1) The headline is misleading (not your fault OP) - it implies they are only spying on Android devices - not so, it was just that an Android device which you can install IMSI Catcher Detector software on was used to find them.

A more accurate headline would be "Dozens of fake cell phone towers discovered eavesdropping on phones" - but the person who wrote it probably didn't think about the possibility of wrong interpretation of the original sentence or is just an Apple fanboi.

2) These 'towers' which are more likely to be small femtocell sized homebrew devices can be easily constructed by someone who can read, understands Linux, has some mediocre programming skills and any amount of money ranging from about $50 to many thousands.

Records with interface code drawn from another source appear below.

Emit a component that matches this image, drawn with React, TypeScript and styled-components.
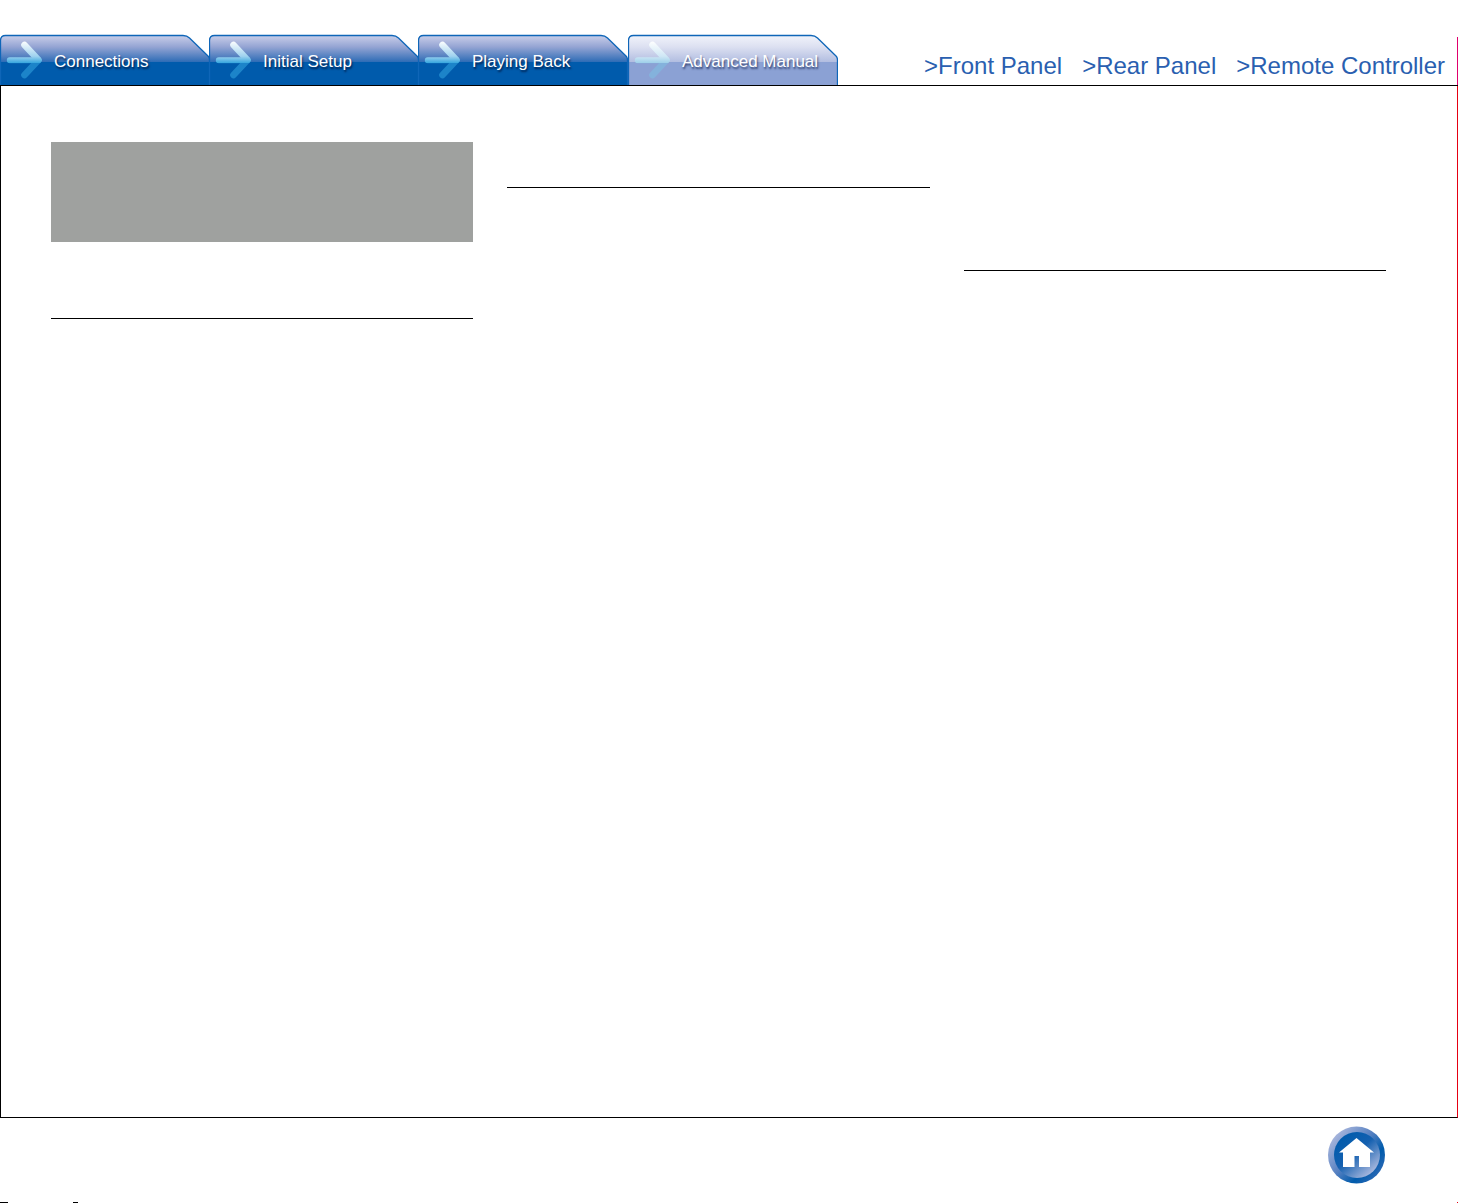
import React from 'react';
import styled, { createGlobalStyle } from 'styled-components';

const GlobalStyle = createGlobalStyle`
  *, *::before, *::after { box-sizing: border-box; }
  body {
    margin: 0;
    background: #fff;
    font-family: "Liberation Sans", Arial, Helvetica, sans-serif;
  }
`;

const Page = styled.div`
  min-height: 100vh;
  display: flex;
  flex-direction: column;
`;

const Header = styled.header`
  display: flex;
  justify-content: space-between;
  height: 86px;
  border-bottom: 1px solid #000;
`;

const Tabs = styled.nav`
  display: grid;
  grid-template-columns: 209px 209px 210px 210px;
  align-self: flex-end;
`;

const Tab = styled.a<{ $active?: boolean }>`
  display: grid;
  width: 210px;
  height: 51px;
  color: #fff;
  font-size: 17px;
  line-height: 20px;
  text-decoration: none;
  text-shadow: 1px 2px 2px ${p => (p.$active ? 'rgba(20, 35, 80, 0.75)' : 'rgba(0, 15, 50, 0.75)')};
`;

const TabShape = styled.svg`
  grid-area: 1 / 1;
  display: block;
  width: 210px;
  height: 51px;
`;

const TabLabel = styled.span`
  grid-area: 1 / 1;
  z-index: 1;
  padding: 18px 0 0 54px;
  white-space: nowrap;
`;

const Side = styled.div`
  display: flex;
  gap: 12px;
`;

const PanelLinks = styled.nav`
  display: flex;
  align-items: flex-end;
  gap: 20px;
  padding-bottom: 7px;
`;

const PanelLink = styled.a`
  color: #2a5fb0;
  font-size: 24px;
  line-height: 24px;
  text-decoration: none;
  white-space: nowrap;
`;

const EdgeLine = styled.span`
  width: 1px;
  margin-top: 37px;
  background: #e0006c;
`;

const Main = styled.main`
  flex: 1;
  display: grid;
  grid-template-columns: repeat(3, 1fr);
  column-gap: 34px;
  padding: 0 71px 0 50px;
  border: solid #000;
  border-width: 0 1px 1px;
  border-right-color: #e60012;
`;

const Column = styled.section<{ $top: number }>`
  padding-top: ${p => p.$top}px;
`;

const TitleBlock = styled.div`
  height: 100px;
  margin-bottom: 76px;
  background: #9fa19f;
`;

const Rule = styled.hr`
  height: 1px;
  margin: 0;
  border: 0;
  background: #000;
`;

const Footer = styled.footer`
  display: flex;
  flex-direction: column;
  justify-content: space-between;
  height: 85px;
  padding-top: 8px;
`;

const HomeLink = styled.a`
  align-self: flex-end;
  height: 58px;
  margin-right: 72px;
`;

const HomeIcon = styled.svg`
  display: block;
  width: 58px;
  height: 58px;
`;

const Marks = styled.div`
  display: flex;
  height: 1px;
`;

const Mark = styled.span<{ $width: number; $gap?: number }>`
  width: ${p => p.$width}px;
  margin-left: ${p => p.$gap ?? 0}px;
  background: #000;
`;

const EdgeMark = styled.span`
  width: 1px;
  margin-left: auto;
  background: #e60012;
`;

const tabs = [
  { label: 'Connections' },
  { label: 'Initial Setup' },
  { label: 'Playing Back' },
  { label: 'Advanced Manual', active: true },
];

const outline = 'M0.5 51V6.500Q0.5 1.500 5.500 1.500H183Q187 1.500 189.500 4L208 22Q209.500 23.500 209.500 26V51';

function TabGraphic({ active, id }: { active?: boolean; id: string }) {
  return (
    <TabShape viewBox="0 0 210 51" aria-hidden="true">
      <defs>
        <linearGradient id={`${id}-fill`} gradientUnits="userSpaceOnUse" x1="0" y1="1" x2="0" y2="51">
          <stop offset="0" stopColor={active ? '#f2f4fb' : '#ccd0ea'} />
          <stop offset="0.24" stopColor={active ? '#dce0f1' : '#94a4d3'} />
          <stop offset="0.55" stopColor={active ? '#b0bce0' : '#2a6ab5'} />
          <stop offset="0.55" stopColor={active ? '#8ba1d4' : '#005bac'} />
          <stop offset="1" stopColor={active ? '#8ba1d4' : '#005bac'} />
        </linearGradient>
        <linearGradient id={`${id}-arrow`} gradientUnits="userSpaceOnUse" x1="0" y1="7" x2="0" y2="45">
          <stop offset="0" stopColor="#ffffff" />
          <stop offset="0.4" stopColor={active ? '#cfe7f5' : '#9fd2ef'} />
          <stop offset="0.58" stopColor={active ? '#9dcfe9' : '#36a6de'} />
          <stop offset="0.58" stopColor={active ? '#84b2dc' : '#1c84c9'} />
          <stop offset="1" stopColor={active ? '#84b2dc' : '#1c84c9'} />
        </linearGradient>
      </defs>
      <path d={outline} fill={`url(#${id}-fill)`} stroke="#0f66b8" strokeWidth="1.3" />
      <g fill="none" stroke={`url(#${id}-arrow)`} strokeLinecap="round" strokeLinejoin="round">
        <path d="M24.500 11L38.500 26L24.500 41" strokeWidth="6.600" />
        <path d="M9.800 26.200L38 26.200L38.500 26" strokeWidth="6" />
      </g>
    </TabShape>
  );
}

export default function App() {
  return (
    <Page>
      <GlobalStyle />
      <Header>
        <Tabs aria-label="Manual sections">
          {tabs.map((tab, i) => (
            <Tab key={tab.label} href="#" $active={tab.active} aria-current={tab.active ? 'page' : undefined}>
              <TabGraphic active={tab.active} id={`tab${i}`} />
              <TabLabel>{tab.label}</TabLabel>
            </Tab>
          ))}
        </Tabs>
        <Side>
          <PanelLinks aria-label="Panels">
            <PanelLink href="#">&gt;Front Panel</PanelLink>
            <PanelLink href="#">&gt;Rear Panel</PanelLink>
            <PanelLink href="#">&gt;Remote Controller</PanelLink>
          </PanelLinks>
          <EdgeLine />
        </Side>
      </Header>
      <Main>
        <Column $top={56}>
          <TitleBlock />
          <Rule />
        </Column>
        <Column $top={101}>
          <Rule />
        </Column>
        <Column $top={184}>
          <Rule />
        </Column>
      </Main>
      <Footer>
        <HomeLink href="#" aria-label="Home">
          <HomeIcon viewBox="0 0 58 58" aria-hidden="true">
            <defs>
              <linearGradient id="home-ring" x1="0.1" y1="0.15" x2="0.9" y2="0.85">
                <stop offset="0" stopColor="#aab7dd" />
                <stop offset="0.45" stopColor="#5580c1" />
                <stop offset="0.75" stopColor="#005bac" />
                <stop offset="1" stopColor="#2b68b4" />
              </linearGradient>
              <linearGradient id="home-disc" x1="0.15" y1="0.1" x2="0.85" y2="0.9">
                <stop offset="0" stopColor="#005bac" />
                <stop offset="0.45" stopColor="#1460b0" />
                <stop offset="1" stopColor="#b0bce0" />
              </linearGradient>
            </defs>
            <circle cx="28.500" cy="29" r="28.500" fill="url(#home-ring)" />
            <circle cx="29" cy="29" r="23" fill="url(#home-disc)" />
            <path d="M28.500 12L46 26.500H42V41H31V30H26.500V41H15V26.500H11Z" fill="#fff" />
          </HomeIcon>
        </HomeLink>
        <Marks aria-hidden="true">
          <Mark $width={8} />
          <Mark $width={5} $gap={65} />
          <EdgeMark />
        </Marks>
      </Footer>
    </Page>
  );
}
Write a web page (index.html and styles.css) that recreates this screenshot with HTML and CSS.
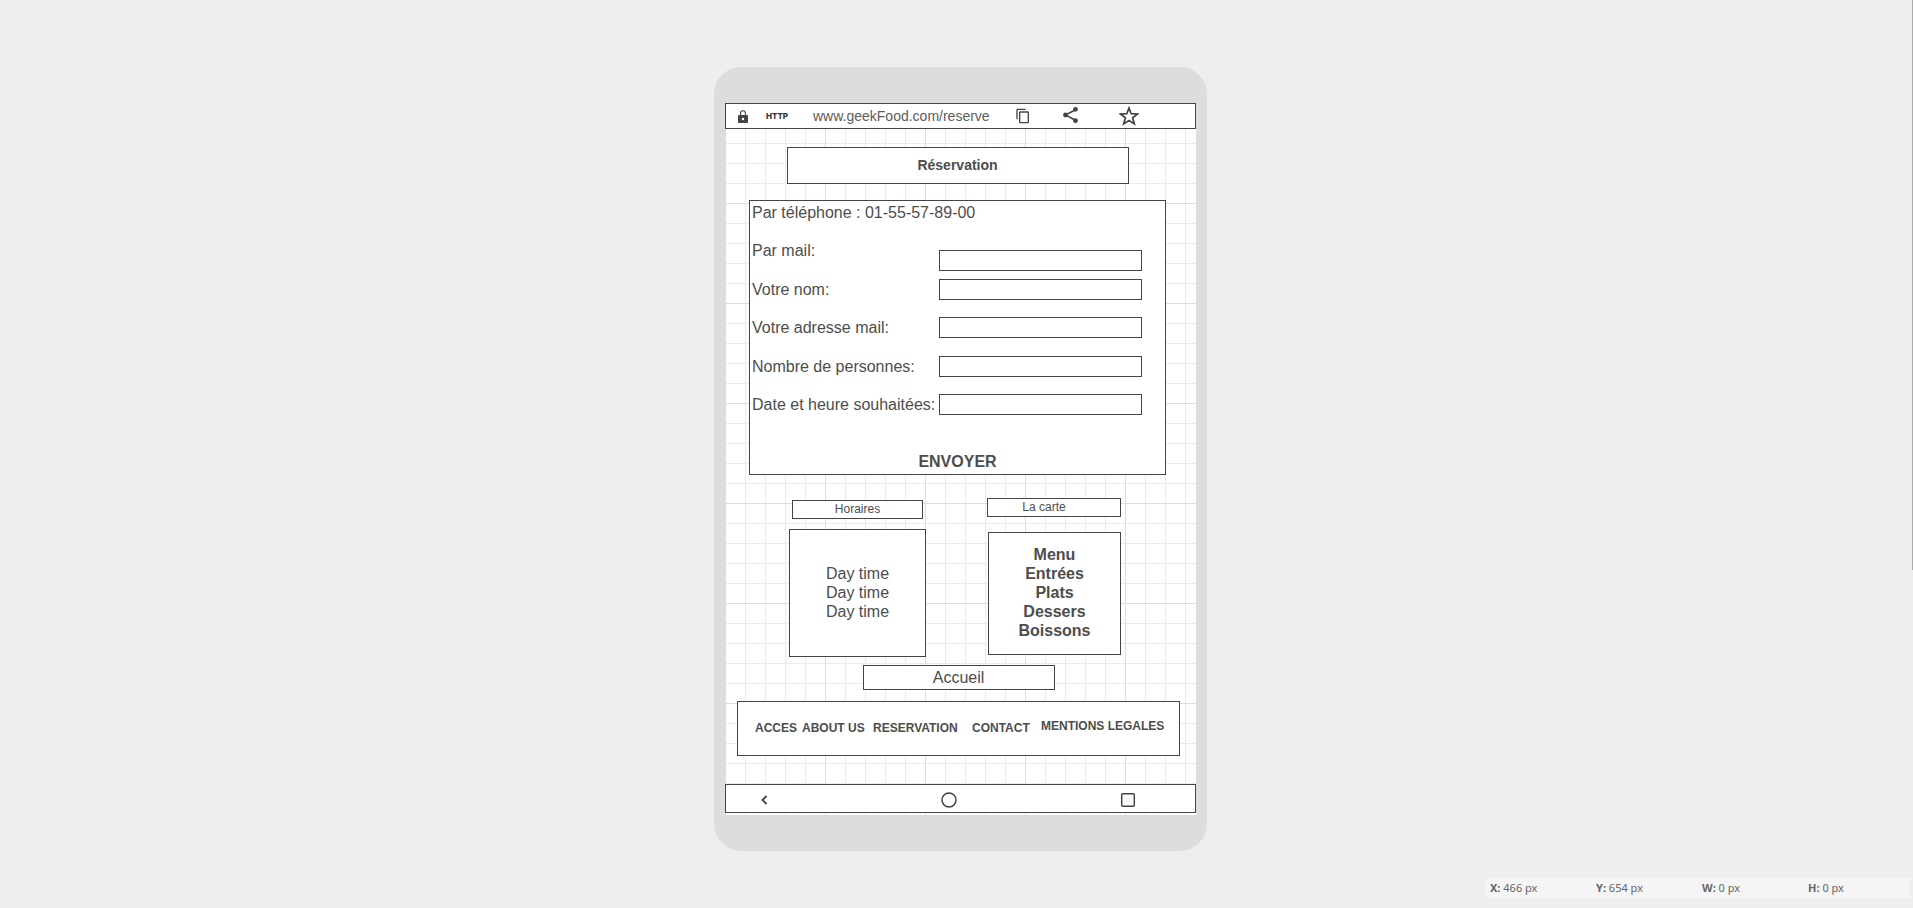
FILE: index.html
```html
<!DOCTYPE html>
<html lang="fr">
<head>
<meta charset="utf-8">
<meta name="viewport" content="width=device-width, initial-scale=1">
<title>Réservation</title>
<link rel="stylesheet" href="styles.css">
</head>
<body>
<div class="canvas">
  <div class="phone">
    <div class="screen">
      <header class="urlbar">
        <svg class="lock" viewBox="0 0 10 13" aria-hidden="true"><path fill-rule="evenodd" d="M2 5V3.200a3 3 0 0 1 6 0V5h1q1 0 1 1v6q0 1-1 1H1q-1 0-1-1V6q0-1 1-1zM3.100 5h3.800V3.200a1.900 1.900 0 0 0-3.800 0zM5 7.800a1.200 1.200 0 1 0 0 2.400 1.200 1.200 0 0 0 0-2.400z"/></svg>
        <span class="scheme">HTTP</span>
        <span class="address">www.geekFood.com/reserve</span>
        <button class="tool copy" type="button" aria-label="Copier"><svg width="16" height="16" viewBox="0 0 24 24"><path d="M16 1H4c-1.100 0-2 .9-2 2v14h2V3h12zm3 4H8c-1.100 0-2 .9-2 2v14c0 1.100.9 2 2 2h11c1.100 0 2-.9 2-2V7c0-1.100-.9-2-2-2zm0 16H8V7h11z"/></svg></button>
        <button class="tool share" type="button" aria-label="Partager"><svg width="17" height="18" viewBox="0 0 17 18"><path d="M14 3.500L3.500 9 14 14.500" fill="none" stroke="#444" stroke-width="1.500"/><circle cx="13.500" cy="3.300" r="2.400"/><circle cx="3.500" cy="9" r="2.400"/><circle cx="13.500" cy="14.700" r="2.400"/></svg></button>
        <button class="tool star" type="button" aria-label="Favori"><svg width="20" height="20" viewBox="0 0 20 20"><path d="M10 2l2.200 5.700 6.300.3-4.900 3.800 1.700 6.100L10 14.500l-5.300 3.400 1.700-6.100L1.500 8l6.300-.3z" fill="none" stroke="#444" stroke-width="1.700"/></svg></button>
      </header>

      <main class="page">
        <h1 class="box title">Réservation</h1>

        <form class="box booking">
          <p class="phone-line">Par téléphone : 01-55-57-89-00</p>
          <div class="fields">
            <label for="mail">Par mail:</label><input class="low" id="mail" type="text">
            <label for="nom">Votre nom:</label><input id="nom" type="text">
            <label for="adresse">Votre adresse mail:</label><input id="adresse" type="text">
            <label for="nombre">Nombre de personnes:</label><input id="nombre" type="text">
            <label for="date">Date et heure souhaitées:</label><input id="date" type="text">
          </div>
          <button class="send" type="button">ENVOYER</button>
        </form>

        <div class="infos">
          <section class="info hours">
            <h2 class="box tag">Horaires</h2>
            <div class="box panel">
              <p>Day time</p>
              <p>Day time</p>
              <p>Day time</p>
            </div>
          </section>
          <section class="info menu">
            <h2 class="box tag">La carte</h2>
            <ul class="box panel">
              <li>Menu</li>
              <li>Entrées</li>
              <li>Plats</li>
              <li>Dessers</li>
              <li>Boissons</li>
            </ul>
          </section>
        </div>

        <a class="box home" href="#">Accueil</a>

        <nav class="box links">
          <a class="acces" href="#">ACCES</a>
          <a class="about" href="#">ABOUT US</a>
          <a class="reservation" href="#">RESERVATION</a>
          <a class="contact" href="#">CONTACT</a>
          <a class="legal" href="#">MENTIONS LEGALES</a>
        </nav>
      </main>

      <footer class="system">
        <button type="button" aria-label="Retour"><svg width="18" height="12" viewBox="0 0 18 12"><path d="M7.500 2L3.500 6l4 4" fill="none" stroke="#444" stroke-width="1.800"/></svg></button>
        <button type="button" aria-label="Accueil système"><svg width="16" height="16" viewBox="0 0 16 16"><circle cx="8" cy="8" r="7" fill="none" stroke="#444" stroke-width="1.500"/></svg></button>
        <button type="button" aria-label="Applications"><svg width="16" height="16" viewBox="0 0 16 16"><rect x="1.700" y="1.700" width="12.600" height="12.600" rx="1" fill="none" stroke="#444" stroke-width="1.500"/></svg></button>
      </footer>
    </div>
  </div>
</div>

<div class="status">
  <span><b>X:</b> 466 px</span>
  <span><b>Y:</b> 654 px</span>
  <span><b>W:</b> 0 px</span>
  <span><b>H:</b> 0 px</span>
</div>
<div class="scroll-thumb"></div>
</body>
</html>
```
FILE: styles.css
```css
* { box-sizing: border-box; }

body {
  margin: 0;
  min-height: 100vh;
  background: #eee;
  color: #4d4d4d;
  font: 16px/19px "Liberation Sans", Arial, sans-serif;
}

h1, h2, p, ul { margin: 0; padding: 0; }
ul { list-style: none; }
a { color: inherit; text-decoration: none; }
svg { display: block; fill: #444; }
button {
  padding: 0;
  border: 0;
  background: none;
  color: inherit;
  font: inherit;
}

.canvas {
  display: flex;
  justify-content: center;
  padding: 67px 0 57px 8px;
}

.phone {
  width: 493px;
  max-width: 100%;
  padding: 36px 11px;
  border-radius: 27px;
  background: #ddd;
}

/* Drawing surface: 20px grid with a stronger line every 100px */
.screen {
  padding-bottom: 2px;
  background-color: #fff;
  background-image:
    linear-gradient(#ddd 1px, transparent 1px),
    linear-gradient(90deg, #ddd 1px, transparent 1px),
    linear-gradient(#ebebeb 1px, transparent 1px),
    linear-gradient(90deg, #ebebeb 1px, transparent 1px);
  background-size: 100px 100px, 100px 100px, 20px 20px, 20px 20px;
}

.box, .urlbar, .system {
  border: 1px solid #444;
  background: #fff;
}

.urlbar {
  display: flex;
  align-items: center;
  height: 26px;
  padding-left: 12px;
}
.lock { width: 10px; height: 13px; }
.scheme {
  width: 47px;
  margin-left: 18px;
  color: #333;
  font: 800 8px/12px Inter, sans-serif;
}
.address { width: 202px; font-size: 14px; color: #5c5c5c; }
.share { margin: 0 0 3px 31px; }
.star { margin-left: 40px; }

.page {
  display: flex;
  flex-direction: column;
  align-items: center;
  padding: 18px 6px 28px 0;
}

.title {
  width: 342px;
  font-size: 14px;
  line-height: 35px;
  text-align: center;
}

.booking {
  display: flex;
  flex-direction: column;
  width: 417px;
  height: 275px;
  margin-top: 16px;
  padding: 2px 2px 3px;
}
.fields {
  display: grid;
  grid-template-columns: 187px 203px;
  grid-template-rows: 38px 40px 37px 40px 37px;
  align-items: center;
  margin-top: 9px;
}
.fields label { white-space: nowrap; }
.fields input {
  height: 21px;
  padding: 0 4px;
  border: 1px solid #444;
  border-radius: 0;
  background: #fff;
  font: inherit;
}
.fields .low { margin-top: 20px; }
.send {
  margin-top: auto;
  font-weight: bold;
}

.infos {
  display: flex;
  justify-content: space-between;
  width: 332px;
  margin: 23px 5px 0 0;
}
.info { display: flex; flex-direction: column; }
.hours { align-items: center; width: 137px; padding-top: 2px; }
.menu { align-items: flex-end; width: 134px; }
.tag {
  width: 100%;
  font-size: 12px;
  font-weight: normal;
  line-height: 17px;
  text-align: center;
}
.hours .tag { width: 131px; }
.menu .tag { padding-right: 20px; }
.panel {
  display: flex;
  flex-direction: column;
  justify-content: center;
  padding-bottom: 2px;
  text-align: center;
}
.hours .panel { width: 137px; height: 128px; margin-top: 10px; }
.menu .panel { width: 133px; height: 123px; margin-top: 15px; font-weight: bold; }

.home {
  width: 192px;
  margin: 8px 0 0 2px;
  line-height: 23px;
  text-align: center;
}

.links {
  display: flex;
  align-items: center;
  width: 443px;
  height: 55px;
  margin: 11px 0 0 2px;
  padding-left: 17px;
  font-size: 12px;
  font-weight: bold;
  white-space: nowrap;
}
.acces { width: 47px; }
.about { width: 71px; }
.reservation { width: 99px; }
.contact { width: 69px; }
.legal { padding-bottom: 4px; }

.system {
  display: flex;
  align-items: center;
  justify-content: space-between;
  height: 29px;
  padding: 2px 59px 0 33px;
}

.status {
  position: fixed;
  right: 3px;
  bottom: 10px;
  display: grid;
  grid-template-columns: repeat(4, 106px);
  background: #f5f5f5;
  color: #666;
  font: 11px/20px "Noto Sans", sans-serif;
}
.status span { padding-left: 4px; }

.scroll-thumb {
  position: fixed;
  top: 0;
  right: 0;
  width: 1px;
  height: 570px;
  background: #aaa;
}
```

The simplest form without going into too much detail utilises a few certain models of a particular brand of phone loaded with custom baseband firmware which communicates directly to a PC running software under Linux.
You can also use other radio interfaces like USRP or HackSDR, depends on what you want to do exactly but the $10 redundant phones (which are harder to get hold of now for obvious reasons) are the cheapest route in. It certainly does not cost a lot of money and is not in the realms of Government only technology.
This is an increasing problem with relatively petty criminals acquiring personal data for the various usual purposes.
This uses 2G and GPRS for data, I am not aware of any easy solution for 3G/4G - hence why in the article it notes that phones are forced down to a 2G network.

So sorry to burst the 'governement did it' crowds bubble, but a little reading around will show you what I'm saying is 100% correct and easily achievable. The only 'conspiracy' here is that the cellular companies probably don't make a big of a deal about it as they should informing people and replacing the old redundant network a lot quicker.

Did you know for instance, using $20 of hardware, a Linux PC and a 2TB hardrive containing **something I'm not going to advertise** ANYONE can easily listen to telephone calls and receive SMS messages from their local 2G cellular towers? It's not actually hard anymore.

Don't ask me for specific information, it's against T&C and I'm not interested in helping anyone hack anything. If you ignore this you will be ignored I'm afraid, I'm only reluctantly writing this at all when I normally avoid these subjects because I'm astounded by the lack of knowledge people are displaying when it is so readily available, and it's a very important subject to be aware of.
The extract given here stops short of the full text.